Interrogé à ce propos par La Matinale de Shems FM, le directeur de l’unité de gestion des produits de base au ministère du Commerce, Sadok Ben Njima, a démenti toute volonté d’annulation des subventions « Nous cherchons à orienter les subventions à leurs bénéficiaires réels, à savoir les classes les plus défavorisées ».
Ben Njima a expliqué que cela passe par une levée progressive des subventions jusqu’à arriver au prix réel de chaque produit sur le marché. Le directeur de l’unité de gestion des produits de base au ministère du Commerce a fait savoir qu’une cellule de travail élabore actuellement une étude qui sera soumise au gouvernement avant la fin de l’année pour finaliser le processus à suivre.
De la poudre aux yeux ?
Une délégation tunisienne se rendra le mois prochain à Washington pour présenter une feuille de route au FMI concernant les réformes qui seront engagées. Ce plan est un préalable obligatoire avant tout accord avec le FMI pouvant permettre à la Tunisie de rassembler les fonds nécessaires lui permettant de boucler son budget.
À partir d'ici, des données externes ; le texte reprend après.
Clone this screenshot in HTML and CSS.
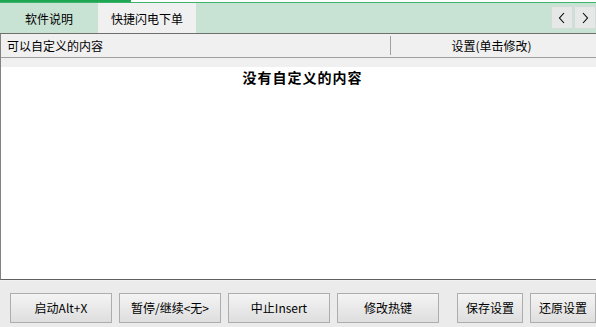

Il semble que cette information relative à une levée progressive des subventions est un prélude aux négociations avec le FMI. L’étude en cours d’élaboration dont avait parlé Ben Njima est en réalité, et selon ses propres aveux, la « re-étude » d’une autre étude élaborée par les services du même ministère, celui du Commerce, mais sous un autre gouvernement.